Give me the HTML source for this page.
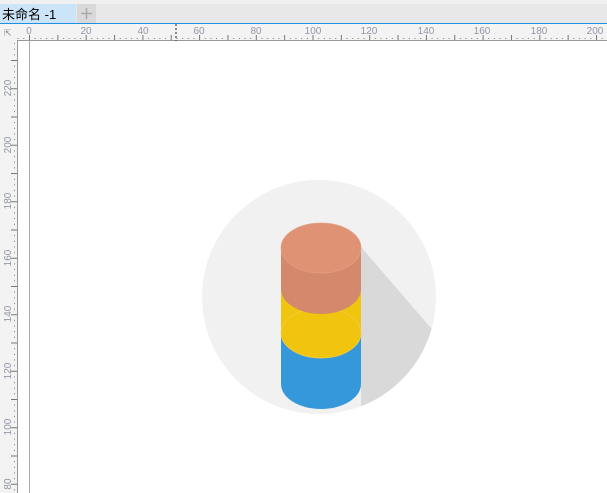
<!DOCTYPE html>
<html><head><meta charset="utf-8"><style>
html,body{margin:0;padding:0;width:607px;height:493px;overflow:hidden;background:#fff}
svg{display:block}
text{font-family:"Liberation Sans",sans-serif}
</style></head><body>
<svg width="607" height="493" viewBox="0 0 607 493" xmlns="http://www.w3.org/2000/svg">
<defs>
<pattern id="tx" x="29" y="0" width="28.35" height="493" patternUnits="userSpaceOnUse">
<rect x="0" y="35" width="1" height="6" fill="#777"/>
<rect x="5.67" y="38" width="1" height="1" fill="#777"/>
<rect x="11.34" y="38" width="1" height="1" fill="#777"/>
<rect x="17" y="38" width="1" height="1" fill="#777"/>
<rect x="22.68" y="38" width="1" height="1" fill="#777"/>
</pattern>
<pattern id="ty" x="0" y="0" width="17" height="28.25" patternUnits="userSpaceOnUse" patternTransform="translate(0,3.5)">
<rect x="11" y="0" width="6" height="1" fill="#777"/>
<rect x="14" y="5.65" width="1" height="1" fill="#777"/>
<rect x="14" y="11.3" width="1" height="1" fill="#777"/>
<rect x="14" y="16.95" width="1" height="1" fill="#777"/>
<rect x="14" y="22.6" width="1" height="1" fill="#777"/>
</pattern>
<clipPath id="c"><circle cx="319" cy="297" r="117"/></clipPath>
</defs>
<rect x="0" y="0" width="607" height="4" fill="#f0f0f0"/>
<rect x="0" y="4" width="607" height="19" fill="#e8e8e8"/>
<rect x="0" y="4" width="76" height="19" fill="#cce4f7"/>
<rect x="77" y="4" width="19" height="19" fill="#d9d9d9"/>
<text x="2" y="19" font-size="13" fill="#000" style='font-family:"Liberation Sans","Noto Sans CJK SC",sans-serif'>未命名 -1</text>
<path d="M86.5 8v11M81 13.5h11" stroke="#aaa" stroke-width="1.5"/>
<rect x="0" y="23" width="607" height="1" fill="#1e90e0"/>
<rect x="0" y="24" width="607" height="17" fill="#f3f3f3"/>
<rect x="0" y="24" width="17" height="469" fill="#f3f3f3"/>
<rect x="17" y="24" width="590" height="17" fill="url(#tx)"/>
<rect x="0" y="41" width="17" height="452" fill="url(#ty)"/>
<rect x="17" y="40" width="590" height="1" fill="#999"/>
<rect x="17" y="40" width="1" height="453" fill="#999"/>
<rect x="29" y="41" width="1" height="452" fill="#aaa"/>
<path d="M176 24v17" stroke="#222" stroke-dasharray="2,2"/>
<text x="4" y="36" font-size="9" fill="#888">⇱</text>
<g font-size="10" fill="#9097a8" text-anchor="middle">
<text x="29" y="34">0</text><text x="86" y="34">20</text><text x="143" y="34">40</text><text x="199" y="34">60</text><text x="256" y="34">80</text><text x="313" y="34">100</text><text x="369" y="34">120</text><text x="426" y="34">140</text><text x="482" y="34">160</text><text x="539" y="34">180</text><text x="595" y="34">200</text>
</g>
<g font-size="10" fill="#9097a8" text-anchor="middle">
<text transform="translate(11,88) rotate(-90)">220</text>
<text transform="translate(11,145) rotate(-90)">200</text>
<text transform="translate(11,201) rotate(-90)">180</text>
<text transform="translate(11,258) rotate(-90)">160</text>
<text transform="translate(11,314) rotate(-90)">140</text>
<text transform="translate(11,371) rotate(-90)">120</text>
<text transform="translate(11,427) rotate(-90)">100</text>
<text transform="translate(11,484) rotate(-90)">80</text>
</g>
<circle cx="319" cy="297" r="117" fill="#f1f1f1"/>
<g clip-path="url(#c)">
<polygon points="361,247 620,547 361,547" fill="#d9d9d9"/>
<path d="M281 333H361V384A40 25 0 0 1 281 384Z" fill="#3498db"/>
</g>
<path d="M281 289H361V333A40 25 0 0 1 281 333Z" fill="#f1c40f"/>
<ellipse cx="321" cy="333" rx="40" ry="25" fill="none" stroke="#f4cf46" stroke-width="0.7"/>
<path d="M281 248H361V289A40 25 0 0 1 281 289Z" fill="#d4896c"/>
<ellipse cx="321" cy="248" rx="40" ry="25" fill="#df9374" stroke="#e3a086" stroke-width="0.7"/>
</svg>
</body></html>
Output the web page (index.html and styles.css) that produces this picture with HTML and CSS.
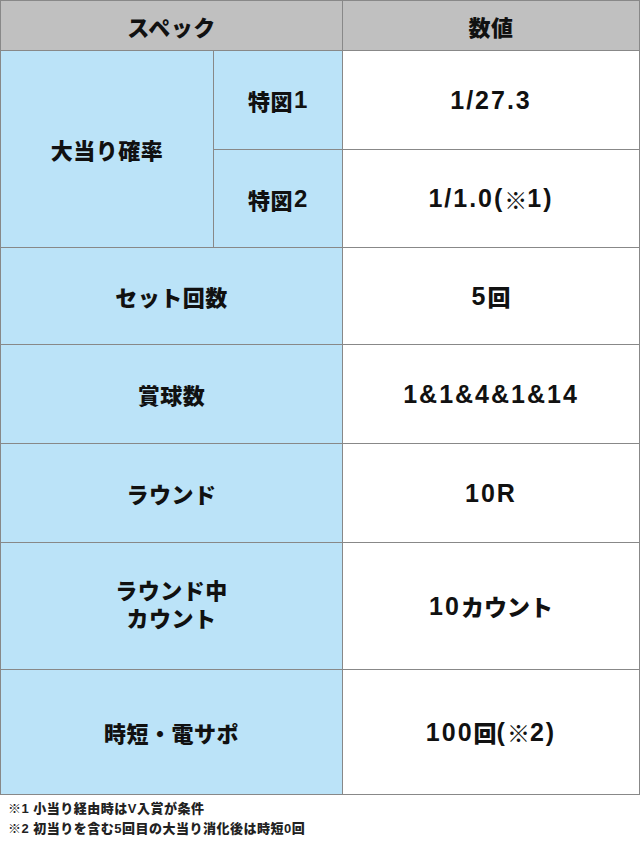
FILE: index.html
```html
<!DOCTYPE html>
<html lang="ja">
<head>
<meta charset="utf-8">
<title>スペック</title>
<link rel="stylesheet" href="styles.css">
</head>
<body>
<div class="spec">
  <div class="cell head span2">スペック</div>
  <div class="cell head">数値</div>

  <div class="cell label rows2">大当り確率</div>
  <div class="cell label">特図<span class="num">1</span></div>
  <div class="cell value">1/27.3</div>
  <div class="cell label">特図<span class="num">2</span></div>
  <div class="cell value">1/1.0(<span class="jp">※</span>1)</div>

  <div class="cell label span2">セット回数</div>
  <div class="cell value">5<span class="jp">回</span></div>

  <div class="cell label span2">賞球数</div>
  <div class="cell value">1&amp;1&amp;4&amp;1&amp;14</div>

  <div class="cell label span2">ラウンド</div>
  <div class="cell value">10R</div>

  <div class="cell label span2 multi">ラウンド中<br>カウント</div>
  <div class="cell value">10<span class="jp">カウント</span></div>

  <div class="cell label span2">時短・電サポ</div>
  <div class="cell value">100<span class="jp">回</span>(<span class="jp">※</span>2)</div>
</div>
<div class="notes">
  <p>※1 小当り経由時はV入賞が条件</p>
  <p>※2 初当りを含む5回目の大当り消化後は時短0回</p>
</div>
</body>
</html>
```

FILE: styles.css
```css
html, body {
  margin: 0;
  padding: 0;
  background: #ffffff;
}

body {
  font-family: "Liberation Sans", "Noto Sans CJK JP", sans-serif;
  color: #111111;
  width: 640px;
}

.spec {
  display: grid;
  grid-template-columns: 212px 128px 296px;
  grid-template-rows: 49px 98px 97px 96px 98px 98px 126px 124px;
  gap: 1px;
  padding: 1px;
  width: 640px;
  box-sizing: border-box;
  background: #888888;
}

.cell {
  display: flex;
  align-items: center;
  justify-content: center;
  text-align: center;
  font-weight: 900;
}

.head {
  background: #c0c0c0;
  font-size: 22px;
  letter-spacing: 0.5px;
}

.label {
  background: #bbe3f8;
  font-size: 22px;
  letter-spacing: 0.5px;
}

.label .num {
  font-size: 24px;
  margin-left: 1px;
}

.value {
  background: #ffffff;
  font-size: 25px;
  letter-spacing: 2px;
}

.value .jp {
  font-size: 23px;
  letter-spacing: 0;
}

.span2 {
  grid-column: span 2;
}

.rows2 {
  grid-row: span 2;
}

.multi {
  line-height: 28px;
}

.notes {
  padding: 4px 0 0 8px;
}

.notes p {
  margin: 0;
  font-size: 13px;
  line-height: 20px;
  font-weight: 900;
  letter-spacing: 0.5px;
  color: #222222;
}
```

──────────

> [Work required] The pictures should not be reproduced; quote all of the other material exactly.

> [In response]
Give me the HTML source for this page.
<!DOCTYPE html>
<html><head><meta charset="utf-8"><style>
html,body{margin:0;padding:0;width:607px;height:493px;overflow:hidden;background:#fff}
svg{display:block}
text{font-family:"Liberation Sans",sans-serif}
</style></head><body>
<svg width="607" height="493" viewBox="0 0 607 493" xmlns="http://www.w3.org/2000/svg">
<defs>
<pattern id="tx" x="29" y="0" width="28.35" height="493" patternUnits="userSpaceOnUse">
<rect x="0" y="35" width="1" height="6" fill="#777"/>
<rect x="5.67" y="38" width="1" height="1" fill="#777"/>
<rect x="11.34" y="38" width="1" height="1" fill="#777"/>
<rect x="17" y="38" width="1" height="1" fill="#777"/>
<rect x="22.68" y="38" width="1" height="1" fill="#777"/>
</pattern>
<pattern id="ty" x="0" y="0" width="17" height="28.25" patternUnits="userSpaceOnUse" patternTransform="translate(0,3.5)">
<rect x="11" y="0" width="6" height="1" fill="#777"/>
<rect x="14" y="5.65" width="1" height="1" fill="#777"/>
<rect x="14" y="11.3" width="1" height="1" fill="#777"/>
<rect x="14" y="16.95" width="1" height="1" fill="#777"/>
<rect x="14" y="22.6" width="1" height="1" fill="#777"/>
</pattern>
<clipPath id="c"><circle cx="319" cy="297" r="117"/></clipPath>
</defs>
<rect x="0" y="0" width="607" height="4" fill="#f0f0f0"/>
<rect x="0" y="4" width="607" height="19" fill="#e8e8e8"/>
<rect x="0" y="4" width="76" height="19" fill="#cce4f7"/>
<rect x="77" y="4" width="19" height="19" fill="#d9d9d9"/>
<text x="2" y="19" font-size="13" fill="#000" style='font-family:"Liberation Sans","Noto Sans CJK SC",sans-serif'>未命名 -1</text>
<path d="M86.5 8v11M81 13.5h11" stroke="#aaa" stroke-width="1.5"/>
<rect x="0" y="23" width="607" height="1" fill="#1e90e0"/>
<rect x="0" y="24" width="607" height="17" fill="#f3f3f3"/>
<rect x="0" y="24" width="17" height="469" fill="#f3f3f3"/>
<rect x="17" y="24" width="590" height="17" fill="url(#tx)"/>
<rect x="0" y="41" width="17" height="452" fill="url(#ty)"/>
<rect x="17" y="40" width="590" height="1" fill="#999"/>
<rect x="17" y="40" width="1" height="453" fill="#999"/>
<rect x="29" y="41" width="1" height="452" fill="#aaa"/>
<path d="M176 24v17" stroke="#222" stroke-dasharray="2,2"/>
<text x="4" y="36" font-size="9" fill="#888">⇱</text>
<g font-size="10" fill="#9097a8" text-anchor="middle">
<text x="29" y="34">0</text><text x="86" y="34">20</text><text x="143" y="34">40</text><text x="199" y="34">60</text><text x="256" y="34">80</text><text x="313" y="34">100</text><text x="369" y="34">120</text><text x="426" y="34">140</text><text x="482" y="34">160</text><text x="539" y="34">180</text><text x="595" y="34">200</text>
</g>
<g font-size="10" fill="#9097a8" text-anchor="middle">
<text transform="translate(11,88) rotate(-90)">220</text>
<text transform="translate(11,145) rotate(-90)">200</text>
<text transform="translate(11,201) rotate(-90)">180</text>
<text transform="translate(11,258) rotate(-90)">160</text>
<text transform="translate(11,314) rotate(-90)">140</text>
<text transform="translate(11,371) rotate(-90)">120</text>
<text transform="translate(11,427) rotate(-90)">100</text>
<text transform="translate(11,484) rotate(-90)">80</text>
</g>
<circle cx="319" cy="297" r="117" fill="#f1f1f1"/>
<g clip-path="url(#c)">
<polygon points="361,247 620,547 361,547" fill="#d9d9d9"/>
<path d="M281 333H361V384A40 25 0 0 1 281 384Z" fill="#3498db"/>
</g>
<path d="M281 289H361V333A40 25 0 0 1 281 333Z" fill="#f1c40f"/>
<ellipse cx="321" cy="333" rx="40" ry="25" fill="none" stroke="#f4cf46" stroke-width="0.7"/>
<path d="M281 248H361V289A40 25 0 0 1 281 289Z" fill="#d4896c"/>
<ellipse cx="321" cy="248" rx="40" ry="25" fill="#df9374" stroke="#e3a086" stroke-width="0.7"/>
</svg>
</body></html>
Output the web page (index.html and styles.css) that produces this picture with HTML and CSS.
FILE: index.html
```html
<!DOCTYPE html>
<html lang="ja">
<head>
<meta charset="utf-8">
<title>スペック</title>
<link rel="stylesheet" href="styles.css">
</head>
<body>
<div class="spec">
  <div class="cell head span2">スペック</div>
  <div class="cell head">数値</div>

  <div class="cell label rows2">大当り確率</div>
  <div class="cell label">特図<span class="num">1</span></div>
  <div class="cell value">1/27.3</div>
  <div class="cell label">特図<span class="num">2</span></div>
  <div class="cell value">1/1.0(<span class="jp">※</span>1)</div>

  <div class="cell label span2">セット回数</div>
  <div class="cell value">5<span class="jp">回</span></div>

  <div class="cell label span2">賞球数</div>
  <div class="cell value">1&amp;1&amp;4&amp;1&amp;14</div>

  <div class="cell label span2">ラウンド</div>
  <div class="cell value">10R</div>

  <div class="cell label span2 multi">ラウンド中<br>カウント</div>
  <div class="cell value">10<span class="jp">カウント</span></div>

  <div class="cell label span2">時短・電サポ</div>
  <div class="cell value">100<span class="jp">回</span>(<span class="jp">※</span>2)</div>
</div>
<div class="notes">
  <p>※1 小当り経由時はV入賞が条件</p>
  <p>※2 初当りを含む5回目の大当り消化後は時短0回</p>
</div>
</body>
</html>
```

FILE: styles.css
```css
html, body {
  margin: 0;
  padding: 0;
  background: #ffffff;
}

body {
  font-family: "Liberation Sans", "Noto Sans CJK JP", sans-serif;
  color: #111111;
  width: 640px;
}

.spec {
  display: grid;
  grid-template-columns: 212px 128px 296px;
  grid-template-rows: 49px 98px 97px 96px 98px 98px 126px 124px;
  gap: 1px;
  padding: 1px;
  width: 640px;
  box-sizing: border-box;
  background: #888888;
}

.cell {
  display: flex;
  align-items: center;
  justify-content: center;
  text-align: center;
  font-weight: 900;
}

.head {
  background: #c0c0c0;
  font-size: 22px;
  letter-spacing: 0.5px;
}

.label {
  background: #bbe3f8;
  font-size: 22px;
  letter-spacing: 0.5px;
}

.label .num {
  font-size: 24px;
  margin-left: 1px;
}

.value {
  background: #ffffff;
  font-size: 25px;
  letter-spacing: 2px;
}

.value .jp {
  font-size: 23px;
  letter-spacing: 0;
}

.span2 {
  grid-column: span 2;
}

.rows2 {
  grid-row: span 2;
}

.multi {
  line-height: 28px;
}

.notes {
  padding: 4px 0 0 8px;
}

.notes p {
  margin: 0;
  font-size: 13px;
  line-height: 20px;
  font-weight: 900;
  letter-spacing: 0.5px;
  color: #222222;
}
```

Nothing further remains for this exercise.